A strike on Syria: What could it do to Canada’s economy?

  1. So how much did it cost us to go to Afghanistan when Harper got his marching orders from the Americans? What was the final tab for sending over aerial support for the Libyan mission to help the Americans? Just what is the PM’s criteria for not handing out gobs of Canadian taxpayer money for this military endeavor?

    • So far the Afhanistan war has cost Canadians $22 billion not to mention the 158 casualties and the 22 “accidental” deaths and the more than 2000 injured.
      Here are some other stats:
      Canada is ranked 13th in the world for its military spending.
      Our military costs us $63 million a day.
      In just one month we could pay for 13,000 affordable housing units.
      Or give 90,000 students going to university the money for their fees.

      • If we are ranked 13th, it speaks volumes of how poor our efficiency of expenditures is in regards to the military.
        Once an item is designated for military use, it seems to take a comical increase in value.

        • Wasn’t there something in the news a long time ago about the military spending more than $150 each for toilet seats?

      • Canada still lives with an inferiority complex. It needs constant proof from the international media how desirable the country is. Ask natives, aboriginals, senior citizens – a different opinion.

    • Harper wasn’t prime Minister when Canada deployed to Afghanistan, -Chretien was

  2. Really, innocents are being slaughtered like animals by poison gas and you’re talking about the price of oil?? Shame on you Macleans. And shame on the harper government for not first offering humanitarian assistance first, instead of promoting the American war propaganda, new evidence is being released that it was in fact the saudi/american backed rebels that launched the chemical attack! http://intellihub.com/2013/08/29/syrian-rebels-caught-sneaking-sarin-gas-across-border-may/

    • please describe your humanitarian solution to this problem in detail

      • Well, for one thing, right now a group in Vancouver is sending a boxcar full of medical supplies (and have sent previous ones) to established centres in Syria. This is just one small step. Doctors Without Borders is also involved with this group.

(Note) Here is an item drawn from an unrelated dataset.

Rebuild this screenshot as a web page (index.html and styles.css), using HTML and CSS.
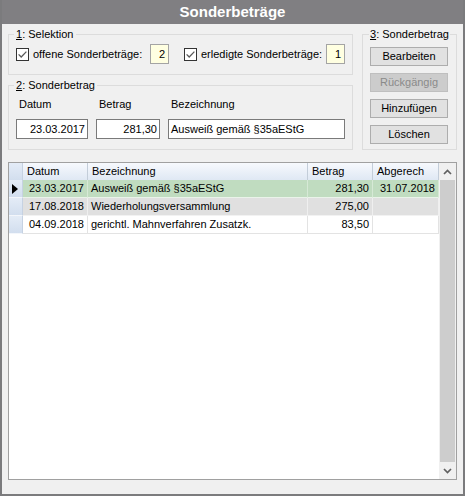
FILE: index.html
```html
<!DOCTYPE html>
<html lang="de">
<head>
<meta charset="utf-8">
<title>Sonderbeträge</title>
<link rel="stylesheet" href="styles.css">
</head>
<body>
<div class="window">
  <div class="titlebar">Sonderbeträge</div>
  <div class="content">
    <div class="top">
      <div class="leftcol">
        <fieldset class="grp g1">
          <legend><u>1</u>: Selektion</legend>
          <div class="selrow">
            <label class="chk chk1">
              <svg class="cb" width="13" height="13" viewBox="0 0 13 13"><rect x="0.5" y="0.5" width="12" height="12" fill="#fff" stroke="#333"/><path d="M2.6 6.4 L5.2 9 L10.4 3.6" fill="none" stroke="#5a5a5a" stroke-width="1.3"/></svg>
              <span>offene Sonderbeträge:</span>
            </label>
            <span class="numbox">2</span>
            <label class="chk chk2">
              <svg class="cb" width="13" height="13" viewBox="0 0 13 13"><rect x="0.5" y="0.5" width="12" height="12" fill="#fff" stroke="#333"/><path d="M2.6 6.4 L5.2 9 L10.4 3.6" fill="none" stroke="#5a5a5a" stroke-width="1.3"/></svg>
              <span>erledigte Sonderbeträge:</span>
            </label>
            <span class="numbox">1</span>
          </div>
        </fieldset>
        <fieldset class="grp g2">
          <legend><u>2</u>: Sonderbetrag</legend>
          <div class="fields">
            <div class="field f-datum">
              <div class="lbl">Datum</div>
              <div class="input right">23.03.2017</div>
            </div>
            <div class="field f-betrag">
              <div class="lbl">Betrag</div>
              <div class="input right">281,30</div>
            </div>
            <div class="field f-bez">
              <div class="lbl">Bezeichnung</div>
              <div class="input">Ausweiß gemäß §35aEStG</div>
            </div>
          </div>
        </fieldset>
      </div>
      <fieldset class="grp g3">
        <legend><u>3</u>: Sonderbetrag</legend>
        <div class="btns">
          <div class="btn">Bearbeiten</div>
          <div class="btn disabled">Rückgängig</div>
          <div class="btn">Hinzufügen</div>
          <div class="btn">Löschen</div>
        </div>
      </fieldset>
    </div>

    <div class="grid">
      <div class="table">
        <div class="hrow">
          <div class="c ind"></div>
          <div class="c dat">Datum</div>
          <div class="c bez">Bezeichnung</div>
          <div class="c bet">Betrag</div>
          <div class="c abg">Abgerech</div>
        </div>
        <div class="row sel">
          <div class="c ind"><svg width="6" height="10" viewBox="0 0 6 10"><path d="M0 0 L6 5 L0 10 Z" fill="#000"/></svg></div>
          <div class="c dat r">23.03.2017</div>
          <div class="c bez">Ausweiß gemäß §35aEStG</div>
          <div class="c bet r">281,30</div>
          <div class="c abg r">31.07.2018</div>
        </div>
        <div class="row alt">
          <div class="c ind"></div>
          <div class="c dat r">17.08.2018</div>
          <div class="c bez">Wiederholungsversammlung</div>
          <div class="c bet r">275,00</div>
          <div class="c abg r"></div>
        </div>
        <div class="row plain">
          <div class="c ind"></div>
          <div class="c dat r">04.09.2018</div>
          <div class="c bez">gerichtl. Mahnverfahren Zusatzk.</div>
          <div class="c bet r">83,50</div>
          <div class="c abg r"></div>
        </div>
      </div>
      <div class="vscroll">
        <div class="arrow"><svg width="9" height="6" viewBox="0 0 9 6"><path d="M1 5 L4.5 1.5 L8 5" fill="none" stroke="#606060" stroke-width="1.7"/></svg></div>
        <div class="thumb"></div>
        <div class="arrow"><svg width="9" height="6" viewBox="0 0 9 6"><path d="M1 1 L4.5 4.5 L8 1" fill="none" stroke="#606060" stroke-width="1.7"/></svg></div>
      </div>
    </div>
  </div>
</div>
</body>
</html>
```

FILE: styles.css
```css
html, body {
  margin: 0;
  padding: 0;
  background: #f0f0f0;
}

body {
  font-family: "Liberation Sans", Arial, sans-serif;
  font-size: 11px;
  color: #000;
}

.window {
  width: 465px;
  height: 496px;
  box-sizing: border-box;
  border: 2px solid #7b7b7d;
  border-top: 0;
  background: #f0f0f0;
  display: flex;
  flex-direction: column;
}

.titlebar {
  height: 24px;
  line-height: 24px;
  background: #807f82;
  color: #fff;
  font-size: 15px;
  font-weight: bold;
  text-align: center;
  flex: none;
}

.content {
  flex: 1;
  display: flex;
  flex-direction: column;
  padding: 3px 6px 14px 6px;
  min-height: 0;
}

.top {
  display: flex;
  gap: 9px;
  flex: none;
}

.leftcol {
  width: 345px;
  display: flex;
  flex-direction: column;
}

.grp {
  margin: 0;
  border: 1px solid #dcdcdc;
  padding: 0 7px;
  min-width: 0;
}

.grp legend {
  padding: 0 2px;
  margin-left: -2px;
  line-height: 14px;
  height: 14px;
  white-space: nowrap;
}

.g1 {
  padding-top: 3px;
  padding-bottom: 10px;
}

.selrow {
  display: flex;
  align-items: center;
  height: 20px;
}

.chk {
  display: flex;
  align-items: center;
  gap: 4px;
  white-space: nowrap;
}

.chk1 { width: 134px; }
.chk2 { width: 142px; margin-left: 15px; }

.cb { flex: none; display: block; }

.numbox {
  width: 19px;
  height: 20px;
  box-sizing: border-box;
  border: 1px solid #a4a4a4;
  background: #ffffe1;
  text-align: right;
  padding-right: 3px;
  line-height: 18px;
}

.g2 {
  margin-top: 3px;
  padding-top: 5px;
  padding-bottom: 10px;
}

.fields {
  display: flex;
  gap: 8px;
}

.field {
  display: flex;
  flex-direction: column;
  gap: 8px;
}

.f-datum { width: 72px; }
.f-betrag { width: 64px; }
.f-bez { flex: 1; }

.lbl {
  line-height: 14px;
  padding-left: 3px;
}

.input {
  height: 20px;
  box-sizing: border-box;
  border: 1px solid #7a7a7a;
  background: #fff;
  line-height: 18px;
  padding: 0 2px;
  white-space: nowrap;
  overflow: hidden;
}

.input.right {
  text-align: right;
}

.g3 {
  flex: 1;
  padding-top: 6px;
  padding-left: 7px;
  padding-right: 7px;
}

.g3 legend {
  padding: 0 1px;
  margin-left: -1px;
}

.btns {
  display: flex;
  flex-direction: column;
  gap: 7px;
}

.btn {
  height: 19px;
  width: 78px;
  box-sizing: border-box;
  border: 1px solid #adadad;
  background: #e1e1e1;
  text-align: center;
  line-height: 17px;
}

.btn.disabled {
  background: #cccccc;
  border-color: #bfbfbf;
  color: #8a8a8a;
}

.grid {
  margin-top: 12px;
  flex: 1;
  display: flex;
  border: 1px solid #a0a0a0;
  background: #fff;
  min-height: 0;
}

.table {
  width: 430px;
  display: flex;
  flex-direction: column;
}

.hrow, .row {
  display: flex;
}

.c {
  box-sizing: border-box;
  white-space: nowrap;
  overflow: hidden;
  padding: 0 3px;
}

.c.r { text-align: right; }

.ind { width: 14px; padding: 0; display: flex; align-items: center; justify-content: center; }
.dat { width: 65px; }
.bez { width: 220px; }
.bet { width: 65px; }
.abg { width: 66px; }

.hrow .c {
  height: 17px;
  line-height: 17px;
  background: linear-gradient(to bottom, #f7f9fd 0%, #dfe8f4 100%);
  border-right: 1px solid #c3cdd9;
}

.hrow .dat, .hrow .bez, .hrow .bet, .hrow .abg {
  padding-left: 4px;
}

.row .c {
  height: 18px;
  line-height: 17px;
  border-right: 1px solid #e3e3e3;
  border-bottom: 1px solid #e3e3e3;
}

.row .c.r { padding-right: 3px; }

.row .ind, .hrow .ind {
  background: linear-gradient(to bottom, #e4ecf7 0%, #d2deee 100%);
  border-right: 1px solid #c6d2e2;
}

.row .ind {
  border-bottom: 1px solid #f3f6fb;
}

.row .ind svg { margin-left: -1px; }

.sel .c:not(.ind) {
  background: #c0dcc0;
  border-right-color: #d6e9d6;
  border-bottom-color: #eaf3ea;
}

.alt .c:not(.ind) {
  background: #e0e0e0;
  border-right-color: #efefef;
  border-bottom-color: #f2f2f2;
}

.plain .c:not(.ind) {
  background: #fff;
}

.vscroll {
  width: 17px;
  background: #f0f0f0;
  display: flex;
  flex-direction: column;
}

.arrow {
  height: 17px;
  flex: none;
  display: flex;
  align-items: center;
  justify-content: center;
}

.thumb {
  flex: 1;
  margin: 0 1px;
  background: #cdcdcd;
}
```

  3. New Economic Action Plan Ad: “The Harper government is supporting Obama’s War against Syria for a strong economic future”

    • Astute

  4. Why does the wolrd listen to the Americans. They’re nothing more then the bully on the block/school grounds.
    United nations need to keep the USAsses out of everything going on in this world.
    The gas attack in syria was conducted by the US. If all the countries turn there backs on the USA. All deadly problems will simmer more than half. Cut the head off the snake.
    Central Idiots Agency!!!!!!!!

  5. You might be interested in this paragraph from Global Research out of Montreal:

    “The self-righteousness of the United States about the alleged use of chemical weapons by Assad is hypocritical. The United States used napalm and employed massive amounts of chemical weapons in the form of Agent Orange in Vietnam, which continues to affect countless people over many generations.
    Recently declassified CIA documents reveal U.S. complicity in Saddam Hussein’s use of chemical weapons during the Iran-Iraq war, according to Foreign Policy: “In contrast to today’s wrenching debate over whether the United States should intervene to stop alleged chemical weapons attacks by the Syrian government, the United States applied a cold calculus three decades ago to Hussein’s widespread use of chemical weapons against his enemies and his own people. The Reagan administration decided that it was better to let the attacks continue if they might turn the tide of the war. And even if they were discovered, the CIA wagered that international outrage and condemnation would be muted.””

    A typical case of “Do as I say, not as I do.”